- **Aim of the task**
Reproduce all the lines below exactly and omit the images.

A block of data
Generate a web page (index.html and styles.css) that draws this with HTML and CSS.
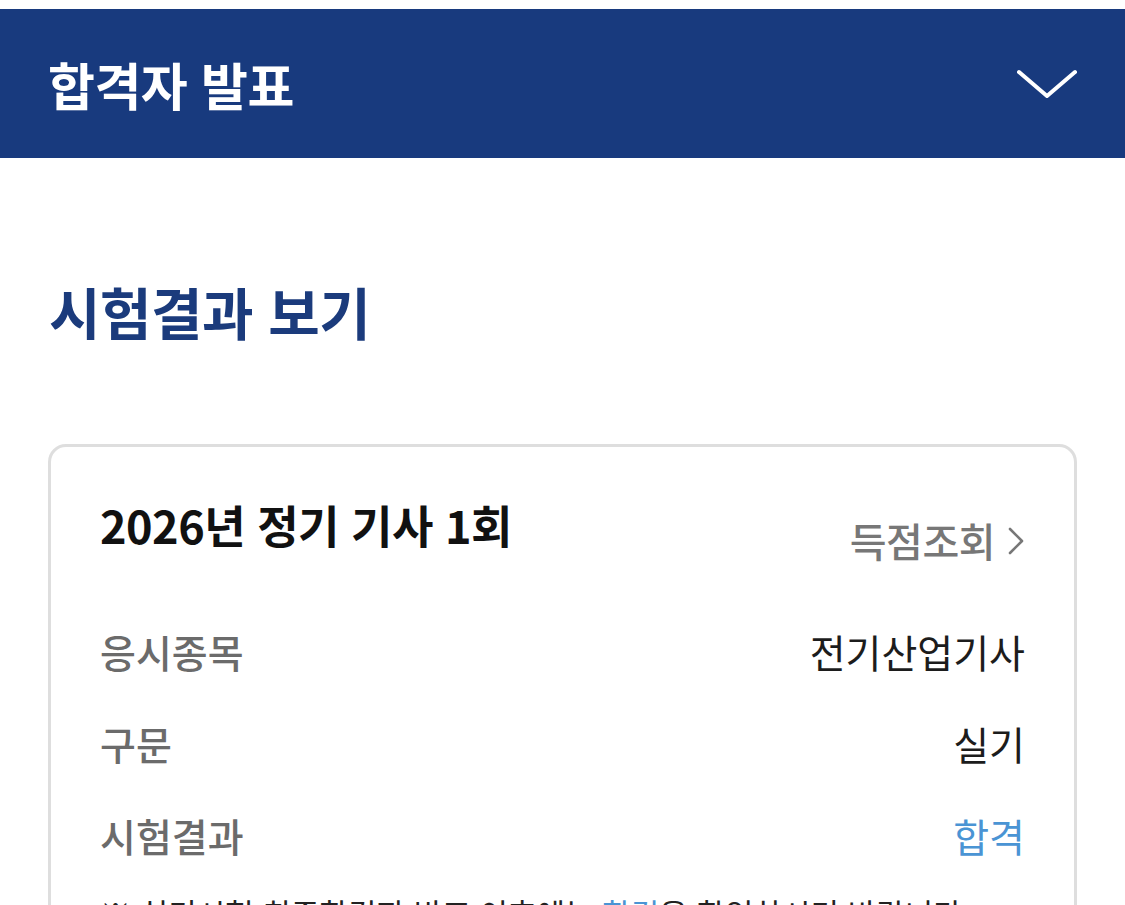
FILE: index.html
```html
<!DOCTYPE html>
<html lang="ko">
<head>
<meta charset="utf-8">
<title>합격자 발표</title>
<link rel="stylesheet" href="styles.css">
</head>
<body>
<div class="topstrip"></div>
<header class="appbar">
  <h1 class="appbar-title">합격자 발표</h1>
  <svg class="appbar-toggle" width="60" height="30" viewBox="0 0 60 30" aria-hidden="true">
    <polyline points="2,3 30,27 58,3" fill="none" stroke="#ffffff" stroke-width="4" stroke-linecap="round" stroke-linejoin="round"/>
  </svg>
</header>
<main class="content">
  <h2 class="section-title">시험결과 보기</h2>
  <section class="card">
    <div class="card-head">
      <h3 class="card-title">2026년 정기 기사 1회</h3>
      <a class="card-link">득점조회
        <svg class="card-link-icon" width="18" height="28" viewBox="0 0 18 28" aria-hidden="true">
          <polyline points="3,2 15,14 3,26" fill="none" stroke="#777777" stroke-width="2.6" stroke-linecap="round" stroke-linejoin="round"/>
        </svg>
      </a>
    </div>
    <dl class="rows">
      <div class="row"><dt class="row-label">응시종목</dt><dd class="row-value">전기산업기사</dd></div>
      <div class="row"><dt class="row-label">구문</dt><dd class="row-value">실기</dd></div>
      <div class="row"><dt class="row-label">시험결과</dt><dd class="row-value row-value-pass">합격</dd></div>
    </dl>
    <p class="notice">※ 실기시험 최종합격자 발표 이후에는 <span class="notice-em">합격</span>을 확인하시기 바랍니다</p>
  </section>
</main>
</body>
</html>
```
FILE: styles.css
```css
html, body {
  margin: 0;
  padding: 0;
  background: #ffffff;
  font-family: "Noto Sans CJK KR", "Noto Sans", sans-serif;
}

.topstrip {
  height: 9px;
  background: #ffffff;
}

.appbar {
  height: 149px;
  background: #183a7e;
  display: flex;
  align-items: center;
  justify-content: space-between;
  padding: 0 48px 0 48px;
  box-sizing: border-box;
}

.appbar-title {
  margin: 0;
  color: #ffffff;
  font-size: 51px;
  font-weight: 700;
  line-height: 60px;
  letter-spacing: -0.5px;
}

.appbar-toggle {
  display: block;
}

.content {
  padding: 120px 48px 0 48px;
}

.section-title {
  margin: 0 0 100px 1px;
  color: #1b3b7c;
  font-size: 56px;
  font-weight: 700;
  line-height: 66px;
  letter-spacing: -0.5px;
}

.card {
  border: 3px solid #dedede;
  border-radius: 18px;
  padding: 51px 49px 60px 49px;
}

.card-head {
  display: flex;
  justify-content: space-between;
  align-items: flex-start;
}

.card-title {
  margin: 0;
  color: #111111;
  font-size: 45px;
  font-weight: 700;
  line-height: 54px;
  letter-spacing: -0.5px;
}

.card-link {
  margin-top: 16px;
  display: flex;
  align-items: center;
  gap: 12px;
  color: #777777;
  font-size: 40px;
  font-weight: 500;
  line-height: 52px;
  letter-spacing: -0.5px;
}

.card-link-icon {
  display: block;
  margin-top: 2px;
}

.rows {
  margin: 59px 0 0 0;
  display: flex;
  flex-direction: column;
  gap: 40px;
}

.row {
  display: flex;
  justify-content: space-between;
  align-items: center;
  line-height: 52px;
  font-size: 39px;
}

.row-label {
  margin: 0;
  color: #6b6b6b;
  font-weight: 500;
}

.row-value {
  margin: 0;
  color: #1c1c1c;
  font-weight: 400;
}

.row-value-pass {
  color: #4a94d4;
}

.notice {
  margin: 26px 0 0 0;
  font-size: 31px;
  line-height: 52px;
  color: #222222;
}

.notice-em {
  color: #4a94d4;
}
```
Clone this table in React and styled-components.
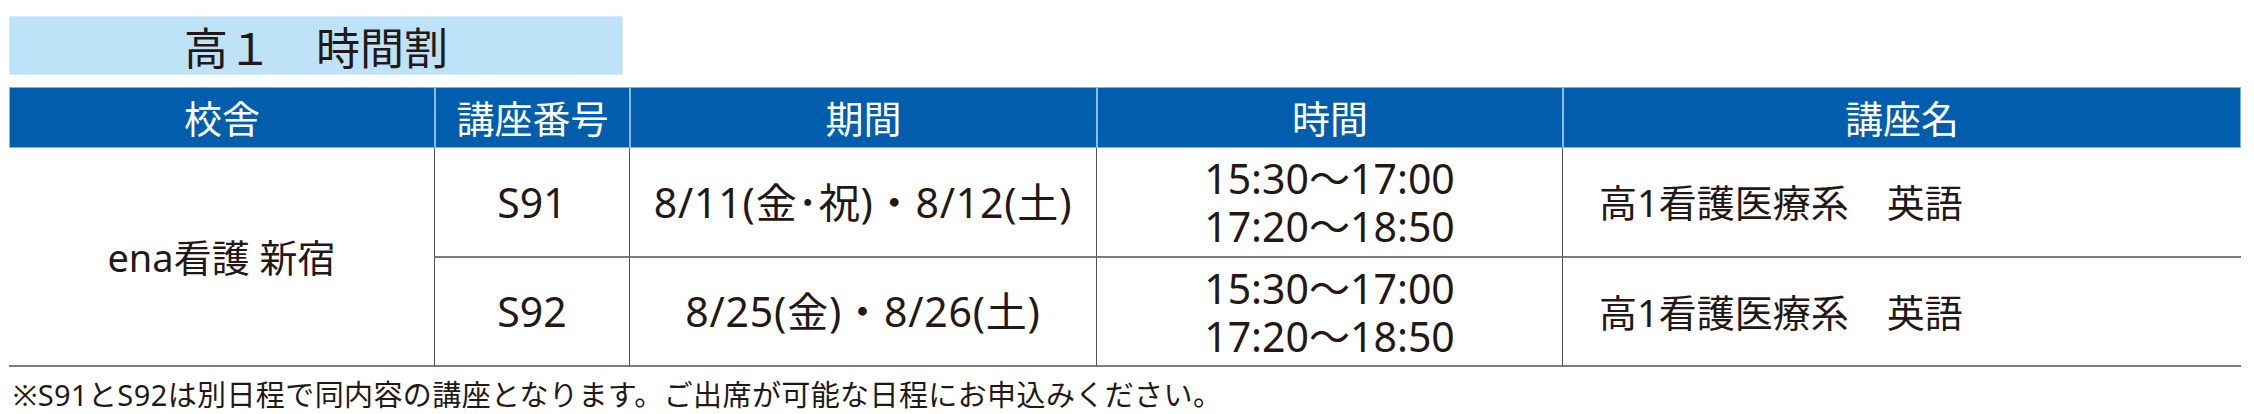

- **Answer to this task**
Generate a web page (index.html and styles.css) that draws this with HTML and CSS.
FILE: index.html
```html
<!DOCTYPE html>
<html lang="ko">
<head>
<meta charset="utf-8">
<title>합격자 발표</title>
<link rel="stylesheet" href="styles.css">
</head>
<body>
<div class="topstrip"></div>
<header class="appbar">
  <h1 class="appbar-title">합격자 발표</h1>
  <svg class="appbar-toggle" width="60" height="30" viewBox="0 0 60 30" aria-hidden="true">
    <polyline points="2,3 30,27 58,3" fill="none" stroke="#ffffff" stroke-width="4" stroke-linecap="round" stroke-linejoin="round"/>
  </svg>
</header>
<main class="content">
  <h2 class="section-title">시험결과 보기</h2>
  <section class="card">
    <div class="card-head">
      <h3 class="card-title">2026년 정기 기사 1회</h3>
      <a class="card-link">득점조회
        <svg class="card-link-icon" width="18" height="28" viewBox="0 0 18 28" aria-hidden="true">
          <polyline points="3,2 15,14 3,26" fill="none" stroke="#777777" stroke-width="2.6" stroke-linecap="round" stroke-linejoin="round"/>
        </svg>
      </a>
    </div>
    <dl class="rows">
      <div class="row"><dt class="row-label">응시종목</dt><dd class="row-value">전기산업기사</dd></div>
      <div class="row"><dt class="row-label">구문</dt><dd class="row-value">실기</dd></div>
      <div class="row"><dt class="row-label">시험결과</dt><dd class="row-value row-value-pass">합격</dd></div>
    </dl>
    <p class="notice">※ 실기시험 최종합격자 발표 이후에는 <span class="notice-em">합격</span>을 확인하시기 바랍니다</p>
  </section>
</main>
</body>
</html>
```
FILE: styles.css
```css
html, body {
  margin: 0;
  padding: 0;
  background: #ffffff;
  font-family: "Noto Sans CJK KR", "Noto Sans", sans-serif;
}

.topstrip {
  height: 9px;
  background: #ffffff;
}

.appbar {
  height: 149px;
  background: #183a7e;
  display: flex;
  align-items: center;
  justify-content: space-between;
  padding: 0 48px 0 48px;
  box-sizing: border-box;
}

.appbar-title {
  margin: 0;
  color: #ffffff;
  font-size: 51px;
  font-weight: 700;
  line-height: 60px;
  letter-spacing: -0.5px;
}

.appbar-toggle {
  display: block;
}

.content {
  padding: 120px 48px 0 48px;
}

.section-title {
  margin: 0 0 100px 1px;
  color: #1b3b7c;
  font-size: 56px;
  font-weight: 700;
  line-height: 66px;
  letter-spacing: -0.5px;
}

.card {
  border: 3px solid #dedede;
  border-radius: 18px;
  padding: 51px 49px 60px 49px;
}

.card-head {
  display: flex;
  justify-content: space-between;
  align-items: flex-start;
}

.card-title {
  margin: 0;
  color: #111111;
  font-size: 45px;
  font-weight: 700;
  line-height: 54px;
  letter-spacing: -0.5px;
}

.card-link {
  margin-top: 16px;
  display: flex;
  align-items: center;
  gap: 12px;
  color: #777777;
  font-size: 40px;
  font-weight: 500;
  line-height: 52px;
  letter-spacing: -0.5px;
}

.card-link-icon {
  display: block;
  margin-top: 2px;
}

.rows {
  margin: 59px 0 0 0;
  display: flex;
  flex-direction: column;
  gap: 40px;
}

.row {
  display: flex;
  justify-content: space-between;
  align-items: center;
  line-height: 52px;
  font-size: 39px;
}

.row-label {
  margin: 0;
  color: #6b6b6b;
  font-weight: 500;
}

.row-value {
  margin: 0;
  color: #1c1c1c;
  font-weight: 400;
}

.row-value-pass {
  color: #4a94d4;
}

.notice {
  margin: 26px 0 0 0;
  font-size: 31px;
  line-height: 52px;
  color: #222222;
}

.notice-em {
  color: #4a94d4;
}
```
Clone this table in React and styled-components.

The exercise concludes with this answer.